Geleceğin Gıda Güvenliği İçin Kritik Rol
Yerel tohum takas faaliyetleri, tarımsal bağımsızlığın temelini oluşturuyor. Hibrit ve GDO'lu tohumların aksine, yerel tohumlar çiftçileri ve ülkeyi büyük şirketlere bağımlılıktan kurtarıyor. İklim değişikliğine uyum konusunda da kritik öneme sahip olan yerel tohumlar, uzun süreçte bulundukları bölgenin iklim koşullarına adapte oldukları için kuraklık ve aşırı sıcaklık gibi etkilere karşı daha dayanıklı.
Vermont Üniversitesi araştırmacıları, iklim değişikliği karşısında gıda güvenliğinin ancak küçük ölçekli çiftçilerin elindeki bu adapte olmuş tohumlarla sağlanabileceğini vurguluyor. Endüstriyel tarımın dayattığı tek tip üretimin aksine, yerel tohum takası yüzlerce farklı bitki çeşidinin yaşatılmasını ve genetik havuzun zenginleşmesini sağlıyor.

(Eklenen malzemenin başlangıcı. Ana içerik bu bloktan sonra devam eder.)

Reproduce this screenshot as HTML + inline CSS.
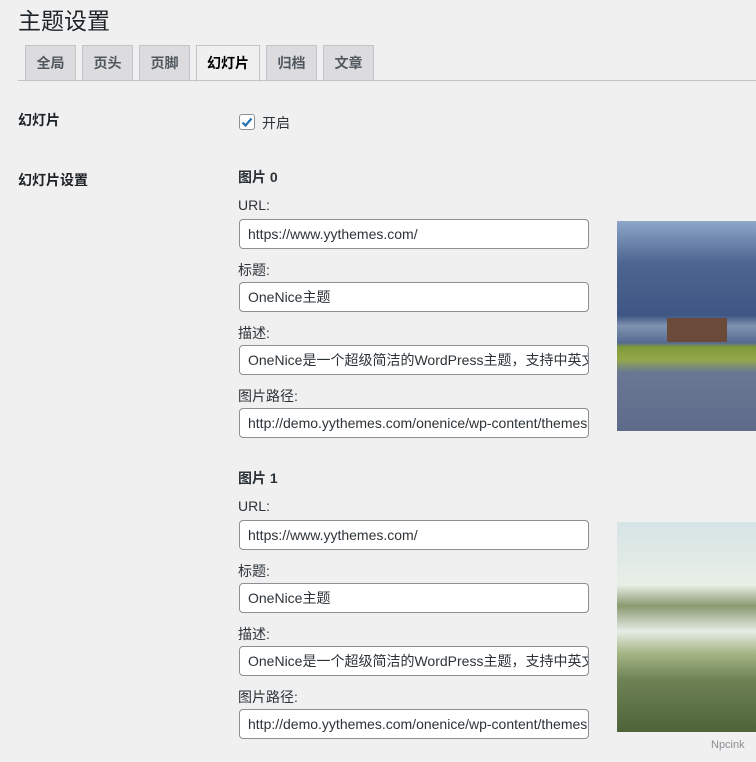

Yasal Zorluklar ve Toplumsal Direniş
2006 yılında yürürlüğe giren 5553 Sayılı Tohumculuk Kanunu, tescillenmemiş tohumların ticaretini kısıtlarken, küçük üreticiyi sertifikalı tohum kullanmaya yönlendiriyor. Kanun, ticarete konu olmamak ve kişisel ihtiyaçla sınırlı kalmak kaydıyla çiftçiler arası tohum takasına izin verse de, uygulamada belirsizlikler yaratıyor. Hibrit tohumların yüksek verim vaadi ve pazarlama gücü, yerel çeşitlerin ekim alanlarını daraltırken, sertifikalı tohum kullanımını teşvik eden devlet destekleri de yerel tohum kullanan çiftçileri dezavantajlı duruma düşürebiliyor.
Ancak, tüm bu zorluklara rağmen, tohum takası etkinlikleri ve yerel tohum ağları, yasal boşlukta halk tabanlı bir çözüm ve direniş yolu olarak gelişmeye devam ediyor.